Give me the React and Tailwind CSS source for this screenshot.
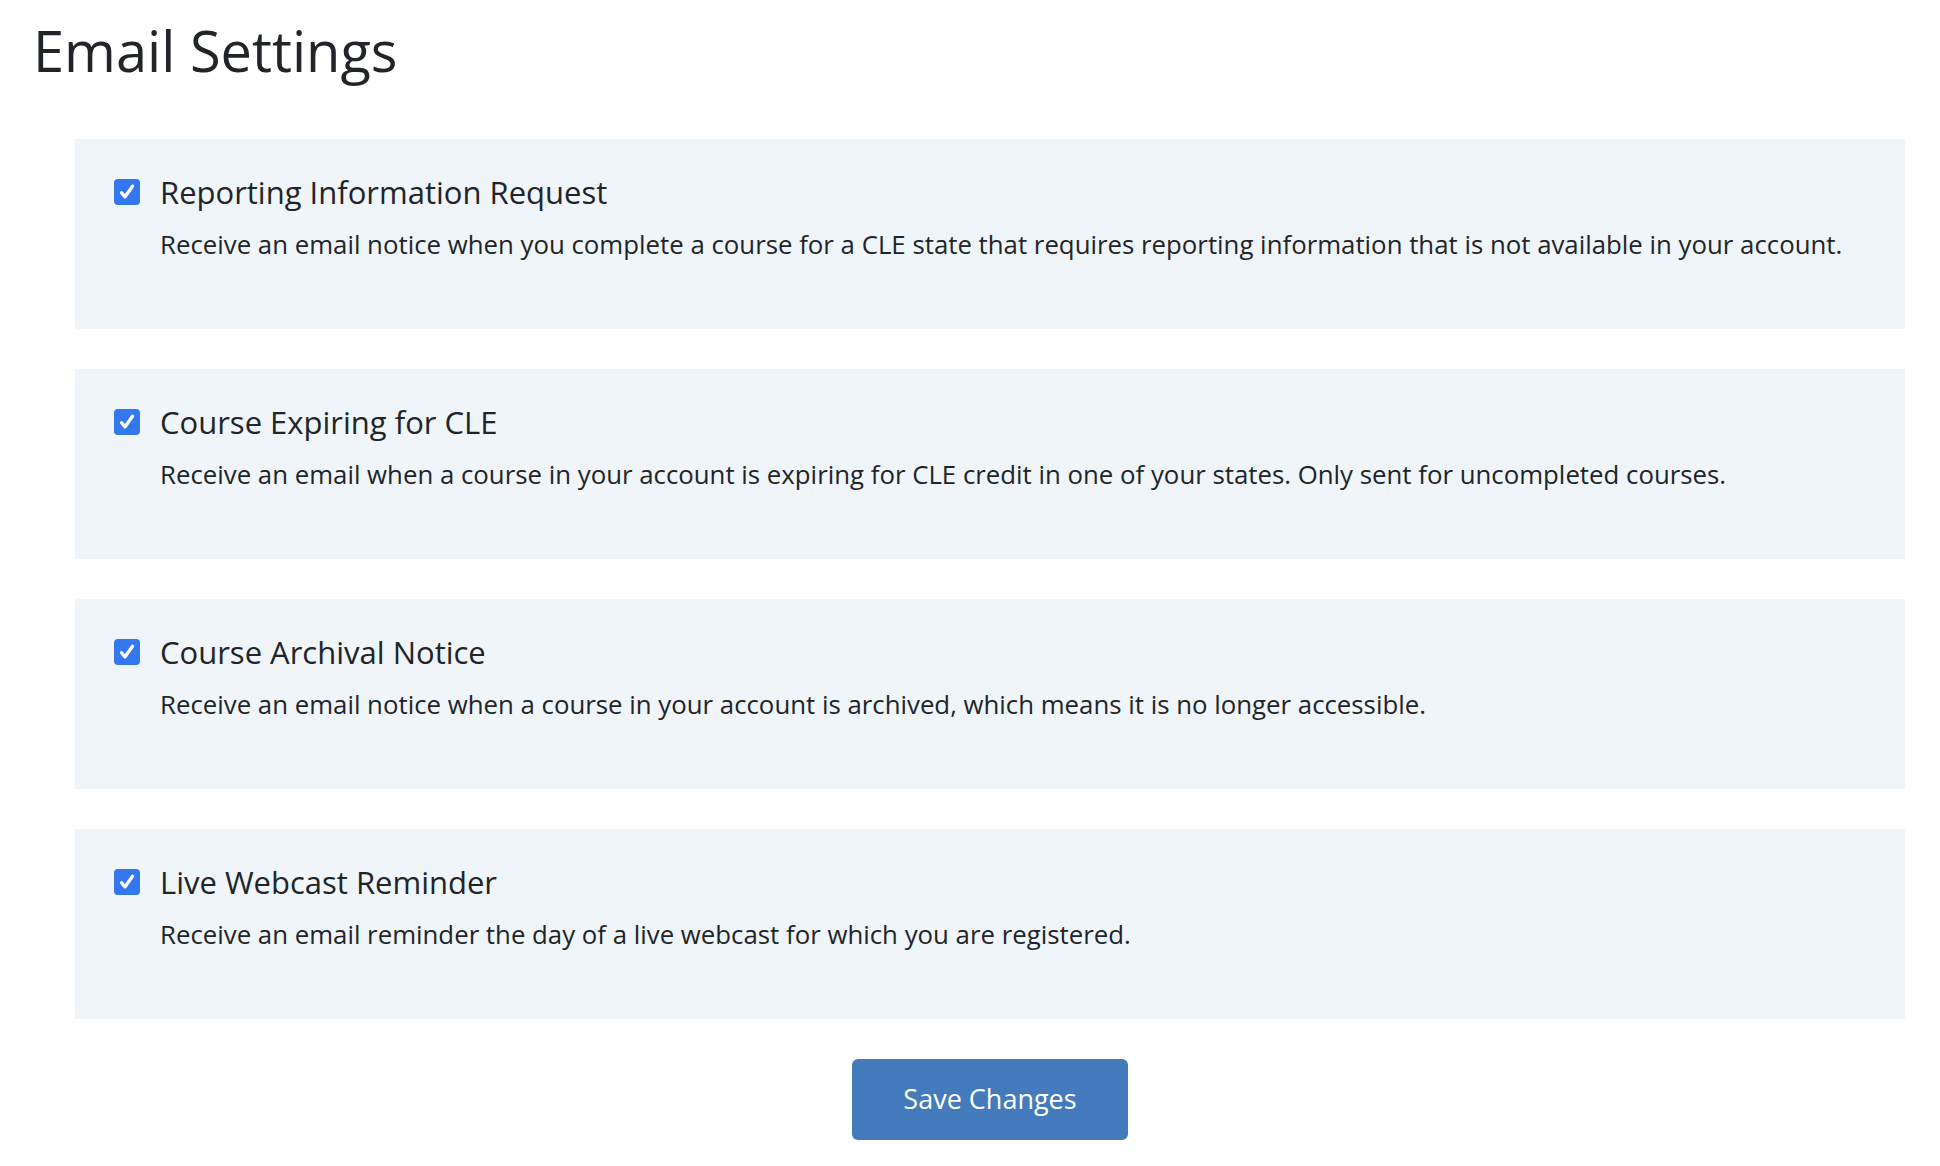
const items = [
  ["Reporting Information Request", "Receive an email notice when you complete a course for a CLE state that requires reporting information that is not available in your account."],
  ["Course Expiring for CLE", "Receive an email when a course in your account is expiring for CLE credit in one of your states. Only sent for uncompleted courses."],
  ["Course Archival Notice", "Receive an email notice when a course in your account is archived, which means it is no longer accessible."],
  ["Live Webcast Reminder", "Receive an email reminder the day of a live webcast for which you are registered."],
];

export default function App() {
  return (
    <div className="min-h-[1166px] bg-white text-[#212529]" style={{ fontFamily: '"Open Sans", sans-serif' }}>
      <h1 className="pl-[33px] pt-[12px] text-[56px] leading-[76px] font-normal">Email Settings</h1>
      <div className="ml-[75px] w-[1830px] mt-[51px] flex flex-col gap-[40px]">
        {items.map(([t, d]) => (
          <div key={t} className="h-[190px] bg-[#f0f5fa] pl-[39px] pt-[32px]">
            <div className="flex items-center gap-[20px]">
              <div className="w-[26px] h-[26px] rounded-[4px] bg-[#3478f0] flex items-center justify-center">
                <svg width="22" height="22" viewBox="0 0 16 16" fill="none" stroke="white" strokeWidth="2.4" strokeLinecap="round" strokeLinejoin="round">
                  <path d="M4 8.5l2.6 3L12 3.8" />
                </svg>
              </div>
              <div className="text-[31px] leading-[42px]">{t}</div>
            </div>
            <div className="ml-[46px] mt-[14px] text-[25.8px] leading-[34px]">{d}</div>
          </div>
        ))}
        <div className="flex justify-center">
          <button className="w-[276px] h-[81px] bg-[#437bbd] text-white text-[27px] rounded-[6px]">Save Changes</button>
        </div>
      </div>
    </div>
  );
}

Set task
Reproduce every line exactly and omit all pictures.

Output for this task
Give me the React and Tailwind CSS source for this screenshot.
const items = [
  ["Reporting Information Request", "Receive an email notice when you complete a course for a CLE state that requires reporting information that is not available in your account."],
  ["Course Expiring for CLE", "Receive an email when a course in your account is expiring for CLE credit in one of your states. Only sent for uncompleted courses."],
  ["Course Archival Notice", "Receive an email notice when a course in your account is archived, which means it is no longer accessible."],
  ["Live Webcast Reminder", "Receive an email reminder the day of a live webcast for which you are registered."],
];

export default function App() {
  return (
    <div className="min-h-[1166px] bg-white text-[#212529]" style={{ fontFamily: '"Open Sans", sans-serif' }}>
      <h1 className="pl-[33px] pt-[12px] text-[56px] leading-[76px] font-normal">Email Settings</h1>
      <div className="ml-[75px] w-[1830px] mt-[51px] flex flex-col gap-[40px]">
        {items.map(([t, d]) => (
          <div key={t} className="h-[190px] bg-[#f0f5fa] pl-[39px] pt-[32px]">
            <div className="flex items-center gap-[20px]">
              <div className="w-[26px] h-[26px] rounded-[4px] bg-[#3478f0] flex items-center justify-center">
                <svg width="22" height="22" viewBox="0 0 16 16" fill="none" stroke="white" strokeWidth="2.4" strokeLinecap="round" strokeLinejoin="round">
                  <path d="M4 8.5l2.6 3L12 3.8" />
                </svg>
              </div>
              <div className="text-[31px] leading-[42px]">{t}</div>
            </div>
            <div className="ml-[46px] mt-[14px] text-[25.8px] leading-[34px]">{d}</div>
          </div>
        ))}
        <div className="flex justify-center">
          <button className="w-[276px] h-[81px] bg-[#437bbd] text-white text-[27px] rounded-[6px]">Save Changes</button>
        </div>
      </div>
    </div>
  );
}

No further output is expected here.